If I were, say, a halfway serious candidate like John Kasich or Bobby Jindal, there’s no way I’d want to make myself seem small by jumping up and down and jockeying for time between Huck’s Bible parables and Ted Cruz’s abolish-the-I.R.S. nonsense, while Jeb Bush stands there looking vaguely bored, like the lifeguard at a kiddie pool.

No, I’d rather show up at the debate knowing I was going to be barred from entering, make an indignant speech for the cameras to capture (think Reagan’s “I am paying for this microphone, Mr. Green,” even though the guy’s name wasn’t really Green), and post YouTube videos of all the answers I would have given – without anyone interrupting or flashing a red warning light saying my time is up.

Then I could run around Iowa for a couple of weeks talking about how scared the media and party leaders are of a genuine contest of ideas. Not to mention the fundraising appeals, which pretty much write themselves (although some direct mail firm will happily charge you 10 percent of the haul to do it).
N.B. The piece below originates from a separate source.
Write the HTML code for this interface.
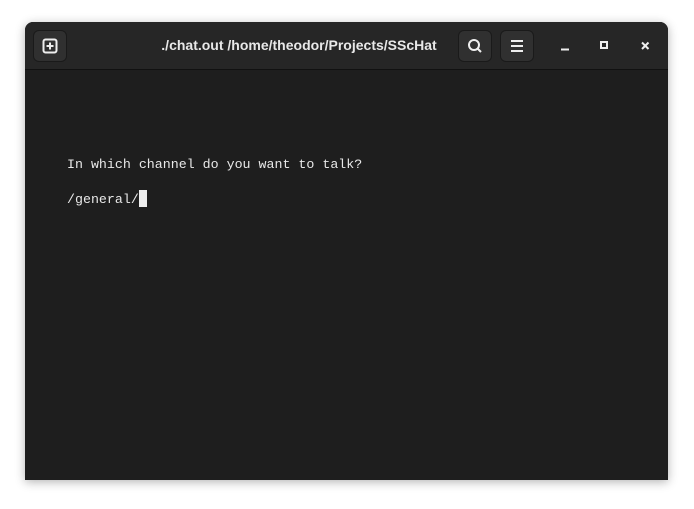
<!DOCTYPE html>
<html><head><style>
html,body{margin:0;width:694px;height:509px;background:#fff;overflow:hidden}
.win{position:absolute;left:25px;top:22px;width:643px;height:458px;background:#1e1e1e;border-radius:8px 8px 0 0;box-shadow:0 2px 10px rgba(0,0,0,.3);overflow:hidden}
.hb{position:absolute;left:0;top:0;width:643px;height:47px;background:#262626;border-bottom:1px solid #111}
.btn{position:absolute;top:8px;width:34px;height:32px;background:#303030;border-radius:6px;border:1px solid #1a1a1a;box-sizing:border-box}
.title{position:absolute;left:0;width:548px;top:15px;text-align:center;color:#e8e8e8;font:bold 14px "Liberation Sans",sans-serif}
.t{position:absolute;left:42px;color:#e8e8e8;font:13.3px "Liberation Mono",monospace;white-space:pre}
</style></head><body>
<div class="win">
<div class="hb">
<div class="btn" style="left:8px"><svg width="32" height="30" viewBox="0 0 32 30"><rect x="9.5" y="8.5" width="13" height="13" rx="2" fill="none" stroke="#eee" stroke-width="2"/><path d="M16 11.5v7M12.5 15h7" stroke="#eee" stroke-width="2"/></svg></div>
<div class="title">./chat.out /home/theodor/Projects/SScHat</div>
<div class="btn" style="left:433px"><svg width="32" height="30" viewBox="0 0 32 30"><circle cx="15" cy="14" r="5" fill="none" stroke="#eee" stroke-width="2"/><path d="M18.5 17.5l3.5 3.5" stroke="#eee" stroke-width="2"/></svg></div>
<div class="btn" style="left:475px"><svg width="32" height="30" viewBox="0 0 32 30"><path d="M10 10h12M10 15h12M10 20h12" stroke="#eee" stroke-width="2"/></svg></div>
<svg style="position:absolute;left:530px;top:15px" width="100" height="20"><path d="M6 12.5h8" stroke="#eee" stroke-width="2"/><rect x="46" y="5" width="6" height="6" fill="none" stroke="#eee" stroke-width="2"/><path d="M87 5.5l6.5 6.5M93.5 5.5l-6.5 6.5" stroke="#eee" stroke-width="2"/></svg>
</div>
<div class="t" style="top:135px">In which channel do you want to talk?</div>
<div class="t" style="top:168px">/general/<span style="display:inline-block;width:8px;height:17px;background:#eee;vertical-align:-4px"></span></div>
</div>
</body></html>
Of course, all of this is only really operative assuming you don’t have actual governing proposals you’re just dying to share with people. If you have, say, a workable but controversial plan for tax reform, or a real alternative to the health care law you want to repeal, then you might actually burn to get yourself onto that debate stage, and maybe you could actually make a difference by being there – assuming you had time to even summarize your agenda.

But if what you’ve got are a couple of applause lines and a bunch of government programs you’d like to defund, then you’re just as well served by playing the martyr and having the debate on your own terms, and in your own time. That way, you won’t even have to remember which programs they are.